More complex queries, on the other hand, investigate the multivariate relationships among many tables in search of the high-value answers that come from mining the many interrelationships among the tables accessed. The following graphic illustrates the concept of a moderately complex query. The example winds its way through four individual tables, accessing one of them several times. A more realistic complex query could easily access hundreds of tables, including as many as 128 of them in a single join!
Query complexity exerts a processing an I/O burden that many commercial relational database management systems are not capable of handling, which is the principal reason that most data warehouse vendors advocate the use of summary data.
The relationship between query complexity and the extent of detail in the database is direct and profound. While summary data is often good enough to answer simple queries, it cannot deliver the sorts of answers that more complex queries seek. This is an extremely important concept to understand before designing your databases, because you need to provide the level of detail in the data that can deliver answers to the types of questions you will be asking.
Valuable Information and Time
The value of information is often inversely proportional to the length of time required to derive it.
As the following graphic illustrates, the more sophisticated the analysis, the less expected the answers obtained. More explicitly, this principle can be stated as the more complex the query, the more likely that heretofore unknown information hidden in the data is revealed.
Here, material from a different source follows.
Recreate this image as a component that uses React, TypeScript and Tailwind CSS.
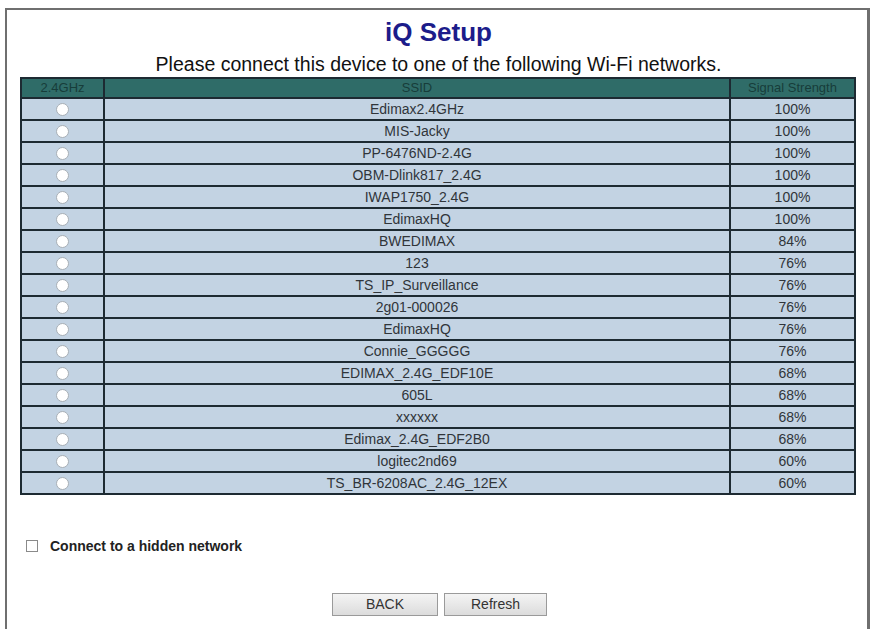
import React, { useState } from "react";

type Network = { ssid: string; signal: string };

const networks: Network[] = [
  { ssid: "Edimax2.4GHz", signal: "100%" },
  { ssid: "MIS-Jacky", signal: "100%" },
  { ssid: "PP-6476ND-2.4G", signal: "100%" },
  { ssid: "OBM-Dlink817_2.4G", signal: "100%" },
  { ssid: "IWAP1750_2.4G", signal: "100%" },
  { ssid: "EdimaxHQ", signal: "100%" },
  { ssid: "BWEDIMAX", signal: "84%" },
  { ssid: "123", signal: "76%" },
  { ssid: "TS_IP_Surveillance", signal: "76%" },
  { ssid: "2g01-000026", signal: "76%" },
  { ssid: "EdimaxHQ", signal: "76%" },
  { ssid: "Connie_GGGGG", signal: "76%" },
  { ssid: "EDIMAX_2.4G_EDF10E", signal: "68%" },
  { ssid: "605L", signal: "68%" },
  { ssid: "xxxxxx", signal: "68%" },
  { ssid: "Edimax_2.4G_EDF2B0", signal: "68%" },
  { ssid: "logitec2nd69", signal: "60%" },
  { ssid: "TS_BR-6208AC_2.4G_12EX", signal: "60%" },
];

function Radio({ checked, onClick }: { checked: boolean; onClick: () => void }) {
  return (
    <button
      type="button"
      onClick={onClick}
      className="mx-auto flex h-[13px] w-[13px] items-center justify-center rounded-full border border-[#a8afb6] bg-white"
    >
      {checked && <span className="h-[5px] w-[5px] rounded-full bg-[#333]" />}
    </button>
  );
}

export default function App() {
  const [selected, setSelected] = useState<number | null>(null);
  const [hidden, setHidden] = useState(false);

  return (
    <div className="h-[629px] w-[871px] overflow-hidden bg-white pl-[5px] pt-[8px] font-['Liberation_Sans',Arial,sans-serif]">
      <div className="flex h-[640px] w-[865px] flex-col border-2 border-r-[3px] border-[#6f6f6f] border-b-0 pl-[13px] pr-[10px]">
        <h1 className="mt-[6px] text-center text-[26px] font-bold leading-[32px] text-[#1c1c8a]">iQ Setup</h1>
        <p className="mt-[6px] text-center text-[19.5px] leading-[20px] text-[#111]">
          Please connect this device to one of the following Wi-Fi networks.
        </p>

        <table className="mt-[3px] w-[836px] table-fixed border-collapse border-2 border-[#1d2a32] text-center text-[14px] text-[#30353a]">
          <colgroup>
            <col className="w-[83px]" />
            <col />
            <col className="w-[125px]" />
          </colgroup>
          <thead>
            <tr className="h-[20px] bg-[#2f6c68] text-[13px] font-normal leading-[16px] text-[#173d3a]">
              <th className="border-2 border-[#1d2a32] font-normal">2.4GHz</th>
              <th className="border-2 border-[#1d2a32] font-normal">SSID</th>
              <th className="border-2 border-[#1d2a32] font-normal">Signal Strength</th>
            </tr>
          </thead>
          <tbody>
            {networks.map((n, i) => (
              <tr key={i} className="h-[22px] bg-[#c3d3e3] leading-[16px]">
                <td className="border-2 border-[#1d2a32]">
                  <Radio checked={selected === i} onClick={() => setSelected(i)} />
                </td>
                <td className="border-2 border-[#1d2a32]">{n.ssid}</td>
                <td className="border-2 border-[#1d2a32] border-l-[1px] border-l-[#3b4a55]">{n.signal}</td>
              </tr>
            ))}
          </tbody>
        </table>

        <label className="mt-[42px] flex cursor-pointer items-center gap-[12px] pl-[6px] text-[14px] font-bold leading-[18px] text-[#222]">
          <input
            type="checkbox"
            checked={hidden}
            onChange={(e) => setHidden(e.target.checked)}
            className="h-[12px] w-[12px] appearance-none border border-[#8a8a8a] bg-white checked:bg-[#555]"
          />
          Connect to a hidden network
        </label>

        <div className="mt-[38px] flex justify-center gap-[6px] pl-[2px]">
          <button className="h-[23px] w-[106px] border border-[#9a9a9a] bg-gradient-to-b from-[#f4f4f4] to-[#dcdcdc] text-[14px] text-[#333]">
            BACK
          </button>
          <button className="h-[23px] w-[103px] border border-[#9a9a9a] bg-gradient-to-b from-[#f4f4f4] to-[#dcdcdc] text-[14px] text-[#333]">
            Refresh
          </button>
        </div>
      </div>
    </div>
  );
}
Sophisticated explorations of the data universe might take longer to produce results, but when those results are finally produced, they are invaluable to the business. A quick response is a minimal requirement for simple queries, but such queries rarely provide a business-critical response, and designing a database to ensure nothing but quick responses is the quickest path to failure for your data warehouse project. The parallel architecture built into Vantage ensures that all queries are answered in an optimal time frame.
Your data warehouse can be a source of unimaginable information richness, but only if it is designed with the thought that any possible question, no matter how involved or abstract, should be possible to answer as readily as a simple query.